* _Exercise_
Each line of the material below that holds the word "index" needs to be copied.

Dataset records:
◆ ◆ ◆

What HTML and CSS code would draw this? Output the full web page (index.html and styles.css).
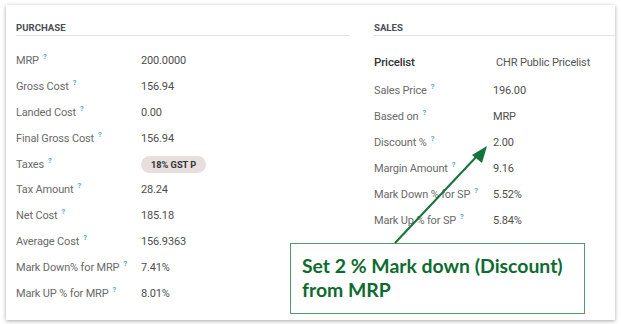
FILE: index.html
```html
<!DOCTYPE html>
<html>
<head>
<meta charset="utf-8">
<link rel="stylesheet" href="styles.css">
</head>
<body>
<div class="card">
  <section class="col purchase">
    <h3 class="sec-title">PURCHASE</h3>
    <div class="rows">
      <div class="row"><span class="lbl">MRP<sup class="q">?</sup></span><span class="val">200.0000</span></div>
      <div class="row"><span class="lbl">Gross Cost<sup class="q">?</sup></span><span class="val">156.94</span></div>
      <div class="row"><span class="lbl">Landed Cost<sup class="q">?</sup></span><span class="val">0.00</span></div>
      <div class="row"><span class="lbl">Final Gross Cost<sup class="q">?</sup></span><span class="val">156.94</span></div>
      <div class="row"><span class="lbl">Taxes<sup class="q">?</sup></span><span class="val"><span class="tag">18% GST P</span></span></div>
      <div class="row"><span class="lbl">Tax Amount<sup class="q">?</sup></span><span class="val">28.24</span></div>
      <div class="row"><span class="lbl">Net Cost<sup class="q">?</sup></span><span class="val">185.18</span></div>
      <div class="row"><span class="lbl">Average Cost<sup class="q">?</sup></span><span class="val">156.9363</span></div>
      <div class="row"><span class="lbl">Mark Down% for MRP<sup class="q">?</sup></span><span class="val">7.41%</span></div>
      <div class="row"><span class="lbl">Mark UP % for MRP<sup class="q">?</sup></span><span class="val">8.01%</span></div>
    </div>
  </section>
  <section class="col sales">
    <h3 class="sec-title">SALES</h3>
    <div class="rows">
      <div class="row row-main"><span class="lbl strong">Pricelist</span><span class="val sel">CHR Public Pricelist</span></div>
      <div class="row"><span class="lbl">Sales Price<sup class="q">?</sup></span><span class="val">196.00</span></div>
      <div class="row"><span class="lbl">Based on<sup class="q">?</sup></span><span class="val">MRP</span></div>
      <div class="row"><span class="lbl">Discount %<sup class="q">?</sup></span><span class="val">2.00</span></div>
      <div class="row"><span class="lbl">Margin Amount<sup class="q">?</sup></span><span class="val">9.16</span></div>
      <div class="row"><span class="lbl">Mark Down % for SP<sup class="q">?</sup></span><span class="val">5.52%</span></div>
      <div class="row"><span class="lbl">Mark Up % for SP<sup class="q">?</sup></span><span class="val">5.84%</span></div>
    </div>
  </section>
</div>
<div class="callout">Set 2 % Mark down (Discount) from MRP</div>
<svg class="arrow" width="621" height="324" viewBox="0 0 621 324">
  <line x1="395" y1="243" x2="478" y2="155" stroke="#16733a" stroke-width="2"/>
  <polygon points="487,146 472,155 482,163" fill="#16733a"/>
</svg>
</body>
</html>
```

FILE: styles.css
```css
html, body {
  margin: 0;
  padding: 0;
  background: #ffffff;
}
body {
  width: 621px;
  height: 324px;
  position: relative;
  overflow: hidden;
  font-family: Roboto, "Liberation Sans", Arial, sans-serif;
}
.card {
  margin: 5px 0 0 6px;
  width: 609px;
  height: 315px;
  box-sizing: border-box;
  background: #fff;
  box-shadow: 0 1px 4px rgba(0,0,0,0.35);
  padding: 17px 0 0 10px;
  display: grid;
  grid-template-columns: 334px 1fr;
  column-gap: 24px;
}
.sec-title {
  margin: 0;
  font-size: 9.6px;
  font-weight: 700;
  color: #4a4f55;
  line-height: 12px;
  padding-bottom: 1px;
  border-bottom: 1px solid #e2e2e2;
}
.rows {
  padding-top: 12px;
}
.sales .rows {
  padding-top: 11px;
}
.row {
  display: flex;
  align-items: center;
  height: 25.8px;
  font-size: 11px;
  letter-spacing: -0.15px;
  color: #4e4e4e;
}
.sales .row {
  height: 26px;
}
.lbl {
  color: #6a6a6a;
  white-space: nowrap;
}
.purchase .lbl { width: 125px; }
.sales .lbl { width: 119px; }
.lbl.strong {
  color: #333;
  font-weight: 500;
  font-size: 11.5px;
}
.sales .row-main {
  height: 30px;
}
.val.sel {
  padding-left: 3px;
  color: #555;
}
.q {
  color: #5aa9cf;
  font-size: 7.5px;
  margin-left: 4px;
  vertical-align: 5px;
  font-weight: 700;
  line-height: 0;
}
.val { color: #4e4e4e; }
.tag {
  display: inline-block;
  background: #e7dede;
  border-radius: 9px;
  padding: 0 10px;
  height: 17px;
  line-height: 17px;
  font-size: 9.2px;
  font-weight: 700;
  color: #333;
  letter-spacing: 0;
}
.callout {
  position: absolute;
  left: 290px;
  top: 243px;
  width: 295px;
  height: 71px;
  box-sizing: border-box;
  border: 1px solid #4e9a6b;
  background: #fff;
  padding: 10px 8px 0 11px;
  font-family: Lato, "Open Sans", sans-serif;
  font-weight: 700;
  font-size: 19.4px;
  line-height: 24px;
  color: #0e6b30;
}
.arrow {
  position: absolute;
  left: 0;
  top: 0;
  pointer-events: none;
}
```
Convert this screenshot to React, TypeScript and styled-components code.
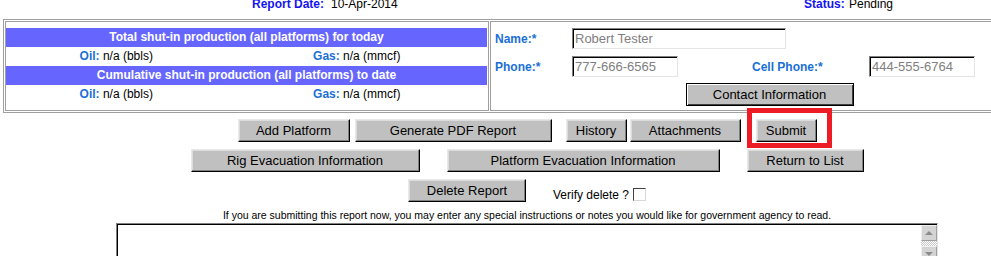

◆ ◆ ◆

* _Finished exercise_
What HTML and CSS code would draw this? Output the full web page (index.html and styles.css).
FILE: index.html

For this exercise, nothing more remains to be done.